What you are asked to do.
Return only the number of lines holding the word "styles".

━━━ Recorded information ━━━

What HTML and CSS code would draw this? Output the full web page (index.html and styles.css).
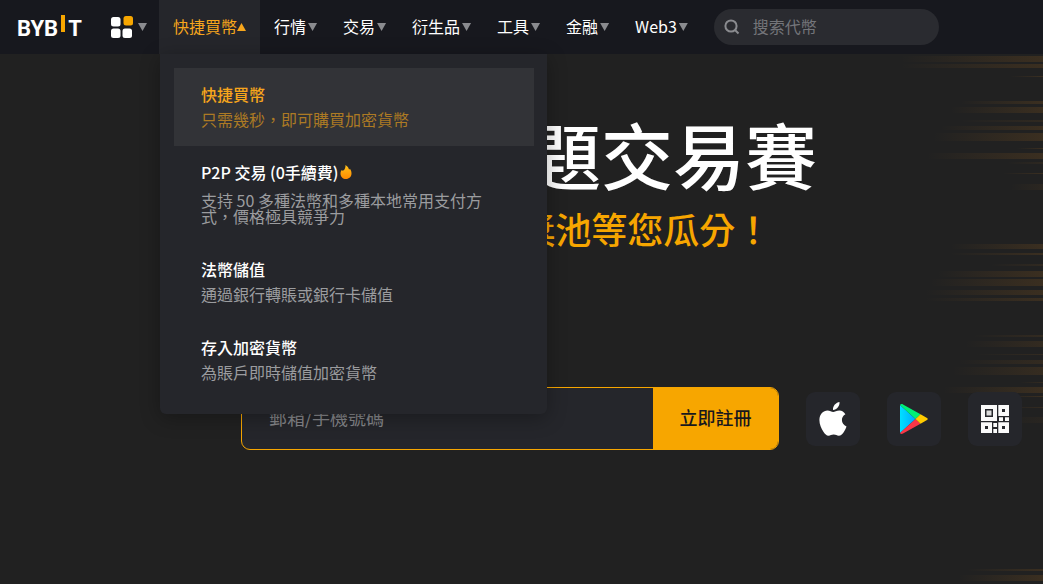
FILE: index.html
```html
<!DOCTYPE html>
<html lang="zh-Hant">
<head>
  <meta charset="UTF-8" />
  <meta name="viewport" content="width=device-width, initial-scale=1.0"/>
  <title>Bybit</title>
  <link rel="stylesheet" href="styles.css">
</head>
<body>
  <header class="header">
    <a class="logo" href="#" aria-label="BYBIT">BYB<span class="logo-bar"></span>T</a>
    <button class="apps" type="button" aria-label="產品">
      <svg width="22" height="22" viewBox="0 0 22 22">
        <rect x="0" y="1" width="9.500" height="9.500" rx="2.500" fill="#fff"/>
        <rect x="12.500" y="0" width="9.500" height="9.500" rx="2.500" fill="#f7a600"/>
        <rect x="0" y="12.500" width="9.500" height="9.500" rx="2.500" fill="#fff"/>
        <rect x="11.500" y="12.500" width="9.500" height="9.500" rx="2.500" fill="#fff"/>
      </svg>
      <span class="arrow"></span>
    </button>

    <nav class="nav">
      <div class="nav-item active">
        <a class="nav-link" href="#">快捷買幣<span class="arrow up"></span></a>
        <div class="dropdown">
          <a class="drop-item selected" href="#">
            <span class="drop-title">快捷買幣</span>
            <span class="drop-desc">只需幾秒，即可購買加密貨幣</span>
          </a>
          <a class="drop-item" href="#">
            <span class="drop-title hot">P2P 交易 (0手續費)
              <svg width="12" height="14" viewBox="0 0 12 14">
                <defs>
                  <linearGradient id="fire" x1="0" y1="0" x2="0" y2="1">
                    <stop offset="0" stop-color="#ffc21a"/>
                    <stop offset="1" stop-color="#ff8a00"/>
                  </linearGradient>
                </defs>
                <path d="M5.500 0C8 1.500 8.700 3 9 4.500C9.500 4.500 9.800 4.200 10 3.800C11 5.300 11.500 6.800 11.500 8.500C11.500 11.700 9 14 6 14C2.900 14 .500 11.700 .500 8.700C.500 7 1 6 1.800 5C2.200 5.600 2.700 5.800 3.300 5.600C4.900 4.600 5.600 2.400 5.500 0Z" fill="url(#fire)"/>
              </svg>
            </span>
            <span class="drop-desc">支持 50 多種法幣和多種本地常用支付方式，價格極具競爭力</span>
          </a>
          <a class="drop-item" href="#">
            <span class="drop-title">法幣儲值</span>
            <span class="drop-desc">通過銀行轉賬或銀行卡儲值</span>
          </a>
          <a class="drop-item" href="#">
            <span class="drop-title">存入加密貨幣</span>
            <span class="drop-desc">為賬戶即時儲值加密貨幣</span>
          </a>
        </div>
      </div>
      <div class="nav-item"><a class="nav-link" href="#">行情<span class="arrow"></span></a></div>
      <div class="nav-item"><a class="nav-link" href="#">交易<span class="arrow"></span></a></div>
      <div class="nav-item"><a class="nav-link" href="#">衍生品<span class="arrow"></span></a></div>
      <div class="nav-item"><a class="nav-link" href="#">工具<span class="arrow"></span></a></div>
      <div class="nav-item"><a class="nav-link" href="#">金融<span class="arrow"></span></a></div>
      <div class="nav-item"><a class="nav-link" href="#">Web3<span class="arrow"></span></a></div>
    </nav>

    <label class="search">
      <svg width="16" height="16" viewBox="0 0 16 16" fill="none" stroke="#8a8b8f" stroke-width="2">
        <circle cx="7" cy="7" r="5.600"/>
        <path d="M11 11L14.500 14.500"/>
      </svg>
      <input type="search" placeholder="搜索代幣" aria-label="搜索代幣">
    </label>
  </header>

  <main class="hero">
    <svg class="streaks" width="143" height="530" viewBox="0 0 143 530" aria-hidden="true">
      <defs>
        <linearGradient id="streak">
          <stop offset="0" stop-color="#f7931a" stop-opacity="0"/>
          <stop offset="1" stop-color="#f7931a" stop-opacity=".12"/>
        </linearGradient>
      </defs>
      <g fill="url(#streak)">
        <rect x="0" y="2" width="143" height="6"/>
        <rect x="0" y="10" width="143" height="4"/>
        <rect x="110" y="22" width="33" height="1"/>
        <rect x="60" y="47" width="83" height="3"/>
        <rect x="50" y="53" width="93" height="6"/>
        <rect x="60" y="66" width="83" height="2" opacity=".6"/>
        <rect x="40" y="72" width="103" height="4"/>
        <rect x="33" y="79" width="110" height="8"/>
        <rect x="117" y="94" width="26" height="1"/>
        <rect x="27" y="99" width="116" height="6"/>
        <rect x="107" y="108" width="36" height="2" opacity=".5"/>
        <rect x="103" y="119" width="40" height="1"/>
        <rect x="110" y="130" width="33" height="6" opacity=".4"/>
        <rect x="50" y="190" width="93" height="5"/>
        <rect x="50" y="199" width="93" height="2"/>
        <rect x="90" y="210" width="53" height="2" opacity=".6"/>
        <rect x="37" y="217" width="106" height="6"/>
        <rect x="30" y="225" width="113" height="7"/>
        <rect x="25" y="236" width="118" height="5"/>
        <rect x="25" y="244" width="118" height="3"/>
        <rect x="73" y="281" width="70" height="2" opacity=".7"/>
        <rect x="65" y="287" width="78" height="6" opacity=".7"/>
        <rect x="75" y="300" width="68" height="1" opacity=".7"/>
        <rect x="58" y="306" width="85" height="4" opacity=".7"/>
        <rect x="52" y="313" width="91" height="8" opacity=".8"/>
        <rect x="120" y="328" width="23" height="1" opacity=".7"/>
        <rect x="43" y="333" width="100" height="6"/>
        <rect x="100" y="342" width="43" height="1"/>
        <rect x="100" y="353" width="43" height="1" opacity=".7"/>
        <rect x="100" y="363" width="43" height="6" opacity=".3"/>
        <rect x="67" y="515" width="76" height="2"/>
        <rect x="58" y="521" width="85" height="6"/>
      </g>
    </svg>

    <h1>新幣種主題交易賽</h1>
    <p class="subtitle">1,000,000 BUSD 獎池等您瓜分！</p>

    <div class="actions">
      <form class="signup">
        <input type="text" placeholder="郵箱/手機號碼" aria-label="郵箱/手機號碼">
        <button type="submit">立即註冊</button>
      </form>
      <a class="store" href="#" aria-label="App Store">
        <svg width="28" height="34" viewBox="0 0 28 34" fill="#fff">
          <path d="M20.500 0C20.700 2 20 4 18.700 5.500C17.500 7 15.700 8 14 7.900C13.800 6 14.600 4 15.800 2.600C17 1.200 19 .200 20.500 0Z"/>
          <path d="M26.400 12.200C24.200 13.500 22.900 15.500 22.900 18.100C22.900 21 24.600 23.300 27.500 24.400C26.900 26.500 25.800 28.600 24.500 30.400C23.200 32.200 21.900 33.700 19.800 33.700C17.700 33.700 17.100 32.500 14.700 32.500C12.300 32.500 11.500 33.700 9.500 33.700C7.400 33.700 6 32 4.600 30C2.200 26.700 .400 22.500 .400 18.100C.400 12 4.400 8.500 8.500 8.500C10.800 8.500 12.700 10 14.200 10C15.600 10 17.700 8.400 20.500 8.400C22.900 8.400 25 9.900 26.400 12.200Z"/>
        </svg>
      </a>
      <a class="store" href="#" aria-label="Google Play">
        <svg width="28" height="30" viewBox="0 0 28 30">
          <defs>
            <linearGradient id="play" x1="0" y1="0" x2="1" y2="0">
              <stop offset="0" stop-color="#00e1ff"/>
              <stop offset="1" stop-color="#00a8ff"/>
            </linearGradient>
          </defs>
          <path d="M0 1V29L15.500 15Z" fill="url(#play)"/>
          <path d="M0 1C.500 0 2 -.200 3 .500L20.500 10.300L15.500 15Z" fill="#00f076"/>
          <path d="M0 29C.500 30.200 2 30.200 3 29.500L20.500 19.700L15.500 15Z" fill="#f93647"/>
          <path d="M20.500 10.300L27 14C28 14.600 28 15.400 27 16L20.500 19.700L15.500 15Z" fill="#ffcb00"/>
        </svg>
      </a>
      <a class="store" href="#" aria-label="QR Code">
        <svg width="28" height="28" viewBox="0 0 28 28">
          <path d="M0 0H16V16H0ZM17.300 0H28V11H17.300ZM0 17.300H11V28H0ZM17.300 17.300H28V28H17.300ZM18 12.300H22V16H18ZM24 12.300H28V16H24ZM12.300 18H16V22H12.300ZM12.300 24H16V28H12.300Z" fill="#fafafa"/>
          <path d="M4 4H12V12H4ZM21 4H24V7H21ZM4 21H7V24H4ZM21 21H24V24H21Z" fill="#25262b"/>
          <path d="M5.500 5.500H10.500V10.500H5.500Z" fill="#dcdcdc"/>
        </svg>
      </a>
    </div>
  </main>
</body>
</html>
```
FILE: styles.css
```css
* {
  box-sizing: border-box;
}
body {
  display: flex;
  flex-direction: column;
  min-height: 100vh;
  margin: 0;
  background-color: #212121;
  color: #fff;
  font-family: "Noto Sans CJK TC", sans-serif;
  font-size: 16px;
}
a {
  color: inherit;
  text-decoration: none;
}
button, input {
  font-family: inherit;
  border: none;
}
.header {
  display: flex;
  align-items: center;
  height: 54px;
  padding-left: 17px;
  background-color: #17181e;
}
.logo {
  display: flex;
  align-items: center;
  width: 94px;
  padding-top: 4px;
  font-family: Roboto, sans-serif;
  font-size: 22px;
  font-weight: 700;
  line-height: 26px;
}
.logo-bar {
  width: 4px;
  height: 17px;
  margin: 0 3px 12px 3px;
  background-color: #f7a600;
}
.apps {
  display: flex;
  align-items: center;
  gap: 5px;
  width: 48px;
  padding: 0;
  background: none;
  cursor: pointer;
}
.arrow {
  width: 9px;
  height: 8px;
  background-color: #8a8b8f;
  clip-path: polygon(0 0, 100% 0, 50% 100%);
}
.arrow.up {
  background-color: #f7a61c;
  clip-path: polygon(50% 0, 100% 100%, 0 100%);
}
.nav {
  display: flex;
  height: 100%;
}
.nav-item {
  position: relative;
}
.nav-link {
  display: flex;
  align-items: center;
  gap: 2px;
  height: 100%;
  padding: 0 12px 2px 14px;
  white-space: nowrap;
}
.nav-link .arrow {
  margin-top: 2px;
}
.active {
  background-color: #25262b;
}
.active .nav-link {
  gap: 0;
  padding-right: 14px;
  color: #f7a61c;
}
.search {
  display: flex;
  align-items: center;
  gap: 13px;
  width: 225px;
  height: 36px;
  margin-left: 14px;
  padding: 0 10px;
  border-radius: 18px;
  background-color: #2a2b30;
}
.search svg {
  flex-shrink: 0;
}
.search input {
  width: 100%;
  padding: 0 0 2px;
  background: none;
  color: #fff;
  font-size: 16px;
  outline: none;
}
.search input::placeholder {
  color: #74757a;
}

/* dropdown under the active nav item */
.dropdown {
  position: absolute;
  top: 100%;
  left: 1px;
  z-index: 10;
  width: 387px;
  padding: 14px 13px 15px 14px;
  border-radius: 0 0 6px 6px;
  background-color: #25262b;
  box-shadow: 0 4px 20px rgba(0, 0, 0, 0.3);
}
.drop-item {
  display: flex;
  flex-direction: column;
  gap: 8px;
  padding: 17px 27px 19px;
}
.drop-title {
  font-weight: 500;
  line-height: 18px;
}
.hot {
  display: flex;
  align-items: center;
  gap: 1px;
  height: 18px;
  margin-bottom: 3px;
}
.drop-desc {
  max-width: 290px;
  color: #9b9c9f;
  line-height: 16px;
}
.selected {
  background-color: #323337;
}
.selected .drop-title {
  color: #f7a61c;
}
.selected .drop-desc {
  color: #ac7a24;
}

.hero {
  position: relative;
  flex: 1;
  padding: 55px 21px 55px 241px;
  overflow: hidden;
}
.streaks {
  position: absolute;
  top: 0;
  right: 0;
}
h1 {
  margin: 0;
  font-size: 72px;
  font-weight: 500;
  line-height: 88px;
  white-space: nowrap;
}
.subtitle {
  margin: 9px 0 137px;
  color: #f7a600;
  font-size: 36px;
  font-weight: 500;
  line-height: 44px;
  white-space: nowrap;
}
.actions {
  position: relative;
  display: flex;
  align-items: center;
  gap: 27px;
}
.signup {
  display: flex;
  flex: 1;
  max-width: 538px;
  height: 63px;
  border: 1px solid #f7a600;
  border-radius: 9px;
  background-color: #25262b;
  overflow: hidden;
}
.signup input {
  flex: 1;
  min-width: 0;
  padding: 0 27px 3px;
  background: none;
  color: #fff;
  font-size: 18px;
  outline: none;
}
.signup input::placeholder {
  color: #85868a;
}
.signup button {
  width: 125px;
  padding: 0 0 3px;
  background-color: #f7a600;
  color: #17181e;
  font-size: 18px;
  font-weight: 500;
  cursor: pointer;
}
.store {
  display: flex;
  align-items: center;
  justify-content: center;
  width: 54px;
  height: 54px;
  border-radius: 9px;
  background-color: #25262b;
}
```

━━━

Task answer.
3